I'm learning about Linux user namespaces and I'm observing a strange behavior which isn't completely clear to me.

I've created a range of UIDs in initial user namespaces to which I can map UIDs in child user namespace via newuidmap command. These are my settings:

$ grep '^woky:' /etc/subuid
woky:200000:10000
$ id -u
1000

Then I've tried to create a new user namespace and map its UID range [0-10000) to [200000-210000) in the parent user namespace:

• First terminal:

    $ PS1='% ' unshare -U bash
    % echo $$
    1337
    % id
    uid=65534(nobody) gid=65534(nobody) groups=65534(nobody)
  

• Second terminal:

    $ ps -p 1337 -o uid
      UID
     1000
    $ newuidmap 1337 0 200000 10000
    $ ps -p 1337 -o uid
      UID
     1000
  

• First terminal:

    % id
    uid=65534(nobody) gid=65534(nobody) groups=65534(nobody)
  

So UIDs inside and outside the new user namespace weren't changed even though the newuidmap completed successfully.

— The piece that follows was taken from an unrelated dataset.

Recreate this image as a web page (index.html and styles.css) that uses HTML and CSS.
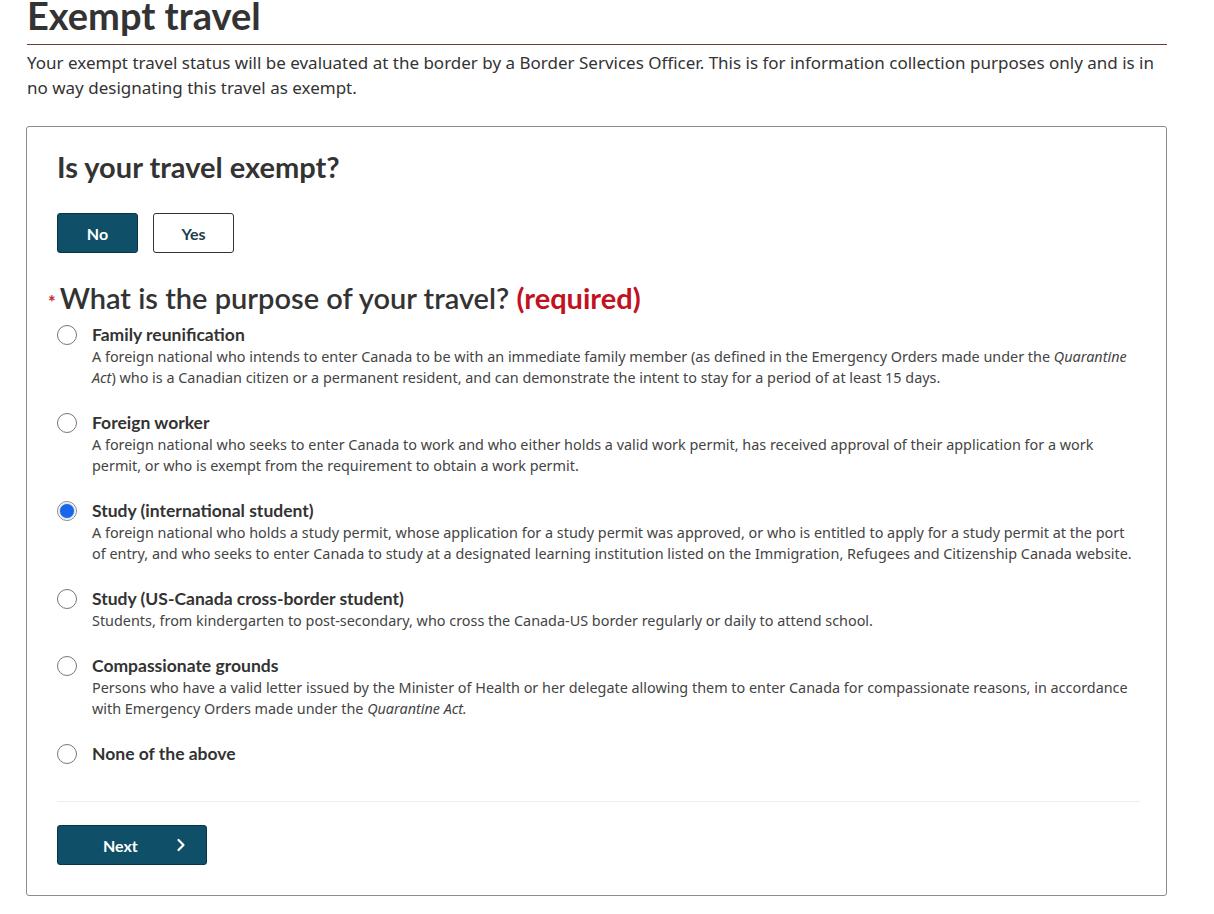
FILE: index.html
```html
<!DOCTYPE html>
<html lang="en">
<head>
<meta charset="utf-8">
<title>Exempt travel</title>
<link rel="stylesheet" href="styles.css">
</head>
<body>
<main class="page">
  <h1 class="page-title">Exempt travel</h1>
  <p class="intro">Your exempt travel status will be evaluated at the border by a Border Services Officer. This is for information collection purposes only and is in no way designating this travel as exempt.</p>

  <section class="card">
    <h2 class="card-title">Is your travel exempt?</h2>
    <div class="toggle">
      <button class="btn btn-primary btn-toggle">No</button>
      <button class="btn btn-outline btn-toggle">Yes</button>
    </div>

    <fieldset class="purpose">
      <legend class="purpose-legend"><span class="req-star">*</span>What is the purpose of your travel? <strong class="req-text">(required)</strong></legend>

      <label class="option">
        <span class="radio"></span>
        <span class="option-body">
          <span class="option-label">Family reunification</span>
          <span class="option-desc">A foreign national who intends to enter Canada to be with an immediate family member (as defined in the Emergency Orders made under the <em>Quarantine Act</em>) who is a Canadian citizen or a permanent resident, and can demonstrate the intent to stay for a period of at least 15 days.</span>
        </span>
      </label>

      <label class="option">
        <span class="radio"></span>
        <span class="option-body">
          <span class="option-label">Foreign worker</span>
          <span class="option-desc">A foreign national who seeks to enter Canada to work and who either holds a valid work permit, has received approval of their application for a work permit, or who is exempt from the requirement to obtain a work permit.</span>
        </span>
      </label>

      <label class="option">
        <span class="radio radio-checked"></span>
        <span class="option-body">
          <span class="option-label">Study (international student)</span>
          <span class="option-desc">A foreign national who holds a study permit, whose application for a study permit was approved, or who is entitled to apply for a study permit at the port of entry, and who seeks to enter Canada to study at a designated learning institution listed on the Immigration, Refugees and Citizenship Canada website.</span>
        </span>
      </label>

      <label class="option">
        <span class="radio"></span>
        <span class="option-body">
          <span class="option-label">Study (US-Canada cross-border student)</span>
          <span class="option-desc">Students, from kindergarten to post-secondary, who cross the Canada-US border regularly or daily to attend school.</span>
        </span>
      </label>

      <label class="option">
        <span class="radio"></span>
        <span class="option-body">
          <span class="option-label">Compassionate grounds</span>
          <span class="option-desc">Persons who have a valid letter issued by the Minister of Health or her delegate allowing them to enter Canada for compassionate reasons, in accordance with Emergency Orders made under the <em>Quarantine Act.</em></span>
        </span>
      </label>

      <label class="option">
        <span class="radio"></span>
        <span class="option-body">
          <span class="option-label">None of the above</span>
        </span>
      </label>
    </fieldset>

    <div class="card-footer">
      <button class="btn btn-primary btn-next">
        <span>Next</span>
        <svg class="chev" width="10" height="14" viewBox="0 0 10 14" aria-hidden="true"><path d="M2.5 2 L7.5 7 L2.5 12" fill="none" stroke="#fff" stroke-width="2.2" stroke-linecap="round" stroke-linejoin="round"/></svg>
      </button>
    </div>
  </section>
</main>
</body>
</html>
```

FILE: styles.css
```css
* { box-sizing: border-box; }

html, body {
  margin: 0;
  padding: 0;
  background: #fff;
}

body {
  font-family: "Noto Sans", "Open Sans", sans-serif;
  color: #333;
}

.page {
  width: 1140px;
  margin-left: 27px;
}

.page-title {
  font-family: Lato, "Noto Sans", sans-serif;
  font-weight: 700;
  font-size: 38px;
  line-height: 44px;
  color: #333;
  margin: -7px 0 0 0;
  padding-bottom: 7px;
  border-bottom: 1px solid #6e3b3b;
}

.intro {
  font-size: 17px;
  line-height: 25px;
  margin: 5px 0 26px 0;
  color: #333;
}

.card {
  border: 1px solid #8c8c8c;
  border-radius: 3px;
  padding: 22px 26px 30px 30px;
  margin-left: -1px;
}

.card-title {
  font-family: Lato, "Noto Sans", sans-serif;
  font-weight: 700;
  font-size: 29px;
  line-height: 36px;
  margin: 0 0 28px 0;
  color: #333;
}

.toggle {
  display: flex;
  gap: 15px;
}

.btn {
  font-family: Lato, "Noto Sans", sans-serif;
  font-weight: 700;
  font-size: 16px;
  border-radius: 3px;
  cursor: pointer;
}

.btn-toggle {
  width: 81px;
  height: 40px;
}

.btn-primary {
  background: #0f4f68;
  color: #fff;
  border: 1px solid #0a3547;
}

.btn-outline {
  background: #fff;
  color: #1c3d4d;
  border: 1px solid #333;
}

.purpose {
  border: 0;
  padding: 0;
  margin: 29px 0 0 0;
  min-width: 0;
}

.purpose-legend {
  font-family: Lato, "Noto Sans", sans-serif;
  font-weight: 600;
  font-size: 29px;
  line-height: 32px;
  color: #333;
  padding: 0;
  margin-left: -9px;
  margin-bottom: 6px;
}

.req-star {
  color: #c1272d;
  font-size: 18px;
  font-weight: 700;
  margin-right: 4px;
}

.req-text {
  color: #c1121f;
  font-weight: 700;
}

.option {
  display: flex;
  align-items: flex-start;
  gap: 15px;
  margin-bottom: 24px;
}

.option:last-child {
  margin-bottom: 36px;
}

.radio {
  flex: 0 0 20px;
  width: 20px;
  height: 20px;
  margin-top: 1px;
  border: 1px solid #777;
  border-radius: 50%;
  background: #fff;
  display: flex;
  align-items: center;
  justify-content: center;
}

.radio-checked {
  border-color: #8a8a8a;
}

.radio-checked::after {
  content: "";
  width: 14px;
  height: 14px;
  border-radius: 50%;
  background: #1a66e8;
  box-shadow: 0 0 0 1px #cfe0fb;
}

.option-body {
  display: flex;
  flex-direction: column;
}

.option-label {
  font-family: Lato, "Noto Sans", sans-serif;
  font-weight: 700;
  font-size: 17.5px;
  line-height: 22px;
  color: #333;
}

.option-desc {
  font-size: 14.4px;
  line-height: 21px;
  color: #444;
}

.option-desc em {
  font-style: italic;
}

.card-footer {
  border-top: 1px solid #eeeeee;
  padding-top: 23px;
  margin-right: 0;
}

.btn-next {
  width: 150px;
  height: 40px;
  display: flex;
  align-items: center;
  justify-content: space-between;
  padding: 0 20px 0 45px;
  font-size: 16px;
}
```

Then I found the following article http://www.itinken.com/blog/2016/Sep/exploring-unprivileged-containers/ which opened my eyes a bit. I've tried the previous scenario but with the following test-unshare.py script, which I took from the article and slightly modified, instead of the unshare command:

#!/usr/bin/python3
import os
from cffi import FFI
CLONE_NEWUSER = 0x10000000
ffi = FFI()
ffi.cdef('int unshare(int flags);')
libc = ffi.dlopen(None)

libc.unshare(CLONE_NEWUSER)
print("user id = %d, process id = %d" % (os.getuid(), os.getpid()))
input("Press Enter to continue...")
# The uid must be set to 0 to avoid loosing capabilities when creating the shell.
os.setuid(0)
os.execlp('/bin/bash', 'bash')

• First terminal:

    $ python3 ./test-unshare.py
    user id = 65534, process id = 1337
    Press Enter to continue...
  

• Second terminal:

    $ ps -p 1337 -o uid
      UID
     1000
    $ newuidmap 1337 0 200000 10000
    $ ps -p 1337 -o uid
      UID
     1000
  

• First terminal:

    <Enter>
    bash: /home/woky/.bashrc: Permission denied
    bash-4.4# id
    uid=0(root) gid=65534(nobody) groups=65534(nobody)
  

• Second terminal:

    $ ps -p 1337 -o uid
      UID
    200000
  

Now it looks like what I've expected from the beginning. Now my theory about why the UIDs in the first example weren't changed is the following:

The unshare called execve(2) to run /bin/bash without first calling setuid(2). Now the shell lost all its capabilities (as mentioned in user_namespaces(7)) and cannot change its UID from 65534. In the second case, the process changed its UID to 0, because it had capabilities to do so, and Linux mapped it to 200000 outside the new user namespace (according to /proc/1337/uid_map which newuidmap wrote). Which means that the first process in a new user namespace has to call setuid(START_UID) or otherwise it'd be stuck in 65534 after execve(2).

Is it correct?

However, in this scenario, the process in the new user namespace didn't have to call setuid(2) and yet its UID changed:

• First terminal:

    $ PS1='% ' unshare -U bash
    % echo $$
    1337
    % id
    uid=65534(nobody) gid=65534(nobody) groups=65534(nobody)
  

• Second terminal:

    $ ps -p 1337 -o uid
      UID
     1000
    $ echo '500000 1000 1' >/proc/1337/uid_map
    $ ps -p 1337 -o uid
      UID
     1000
  

• First terminal:

    % id
    uid=500000 gid=65534(nobody) groups=65534(nobody)
  

Please, explain all situations in depth.

My journey started when I tried to understand what the /etc/subuid file is for. It's used by Docker and LXC but only few documents explain it. Sorry for the verbosity. It took me really long time to comprehend it and I still don't understand it fully, so I'm collecting here all I know.